The second cause of action alleges assault and battery arising from the June 26, 2001 incident.
Plaintiff's third cause of action alleges a refusal by the New York City Police Department to accept plaintiff's criminal complaint against the two police officers involved in the March 1, 2001 incident.
Plaintiff's fourth cause of action alleges a refusal by the New York City Police Department to accept plaintiff's criminal complaint against Richard Anglin.
It does not appear that the third or fourth cause of action were raised as part of the federal lawsuit.
Defendant fails to demonstrate that res judicata bars these four causes of action as a matter of law.
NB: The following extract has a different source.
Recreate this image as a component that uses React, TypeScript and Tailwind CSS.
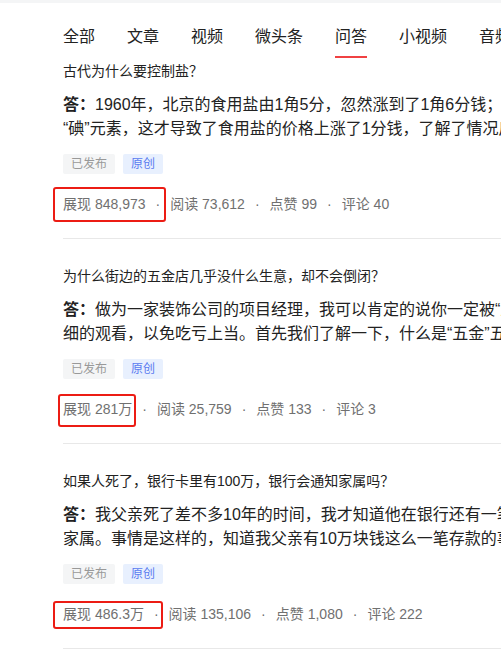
const tabs = ["全部", "文章", "视频", "微头条", "问答", "小视频", "音频"]

// 问答列表
const items = [
  {
    title: "古代为什么要控制盐？",
    lines: [
      "1960年，北京的食用盐由1角5分，忽然涨到了1角6分钱；原来是盐里加了",
      "“碘”元素，这才导致了食用盐的价格上涨了1分钱，了解了情况后大家也就",
    ],
    stats: ["展现 848,973", "阅读 73,612", "点赞 99", "评论 40"],
    box: "-left-[10px] -top-[7px] w-[113px] h-[35px]",
  },
  {
    title: "为什么街边的五金店几乎没什么生意，却不会倒闭？",
    lines: [
      "做为一家装饰公司的项目经理，我可以肯定的说你一定被“五金店”的表面骗了，",
      "细的观看，以免吃亏上当。首先我们了解一下，什么是“五金”五金是指",
    ],
    stats: ["展现 281万", "阅读 25,759", "点赞 133", "评论 3"],
    box: "-left-[5px] -top-[5px] w-[78px] h-[33px]",
  },
  {
    title: "如果人死了，银行卡里有100万，银行会通知家属吗？",
    lines: [
      "我父亲死了差不多10年的时间，我才知道他在银行还有一笔存款，",
      "家属。事情是这样的，知道我父亲有10万块钱这么一笔存款的事情",
    ],
    stats: ["展现 486.3万", "阅读 135,106", "点赞 1,080", "评论 222"],
    box: "-left-[10px] -top-[3px] w-[110px] h-[28px]",
  },
]

export default function App() {
  return (
    <div className="min-h-screen w-full overflow-hidden bg-white font-['Liberation_Sans','Noto_Sans_CJK_SC',sans-serif] text-[#222]">
      <div className="h-[3px] bg-[#f4f5f6]" />
      <div className="pl-[63px]">
        {/* 频道 */}
        <nav className="flex gap-8 whitespace-nowrap pt-[23px]">
          {tabs.map((tab) => (
            <div key={tab} className="flex flex-col items-stretch">
              <span className="text-[16px] leading-[22px]">{tab}</span>
              <span className={`mt-2 h-[2px] ${tab === "问答" ? "bg-[#f04142]" : "bg-transparent"}`} />
            </div>
          ))}
        </nav>

        {items.map((item, index) => (
          <div key={index} className={index === 0 ? "pt-[3px]" : "pt-[27px]"}>
            <div className="whitespace-nowrap text-[14px] leading-[20px]">{item.title}</div>
            <div className="mt-3 whitespace-nowrap text-[16px] leading-[24px]">
              <div>
                <span className="font-bold">答：</span>
                {item.lines[0]}
              </div>
              <div>{item.lines[1]}</div>
            </div>
            <div className="mt-[13px] flex gap-2 text-[12px] leading-[20px]">
              <span className="rounded-[2px] bg-[#f4f5f6] px-2 text-[#999]">已发布</span>
              <span className="rounded-[2px] bg-[#e8f0fe] px-2 text-[#5a7bf0]">原创</span>
            </div>
            <div className="relative mt-5 flex items-center whitespace-nowrap text-[14px] leading-[20px] text-[#707070]">
              {item.stats.map((s, i) => (
                <span key={i} className="flex items-center">
                  {i > 0 && <span className="mx-[10px]">·</span>}
                  {s}
                </span>
              ))}
              <span className={`absolute rounded-[3px] border-2 border-[#ec1c14] ${item.box}`} />
            </div>
            <div className="mt-6 h-px bg-[#e8e8e8]" />
          </div>
        ))}
      </div>
    </div>
  )
}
In addition, CPLR § 3212[a] requires motions for summary judgment to be made no later than 120 days after the filing of the note of issue, except with leave of the court on good cause shown (Brill v. City of New York, 2 NY3d 648, 652 [2004]).
Plaintiff filed his note of issue on April 16, 2013. Defendant's motion, filed more than two years and three months later, on July 23, 2015, is untimely and defendant fails to offer any excuse for this excessive delay.
Although defendant's notice of motion plainly states that the motion is a motion for summary judgment pursuant to CPLR § 3212, defendant's reply affirmation states that this is an error and that defendant is actually moving to dismiss pursuant to CPLR § 3211[a][5].
Pursuant to CPLR § 3211[e], a defense based on a ground set forth in CPLR § 3211[a][5], is waived if it is not raised in a defendant's answer or pre-answer motion to dismiss.
Defendant's answer, served on plaintiff on November 9, 2007, does not raise any of the grounds set forth CPLR § 3211[a][5]. The answer is devoid of any reference to res judicata or collateral estoppel and does not refer to any other action pending for the same relief.
Defendant's failure to raise this defense in its answer is particularly notable given that plaintiff's complaint specifically references the federal action defendant now seeks to use as a basis for dismissal.
Accordingly, defendant's motion is denied, in its entirety.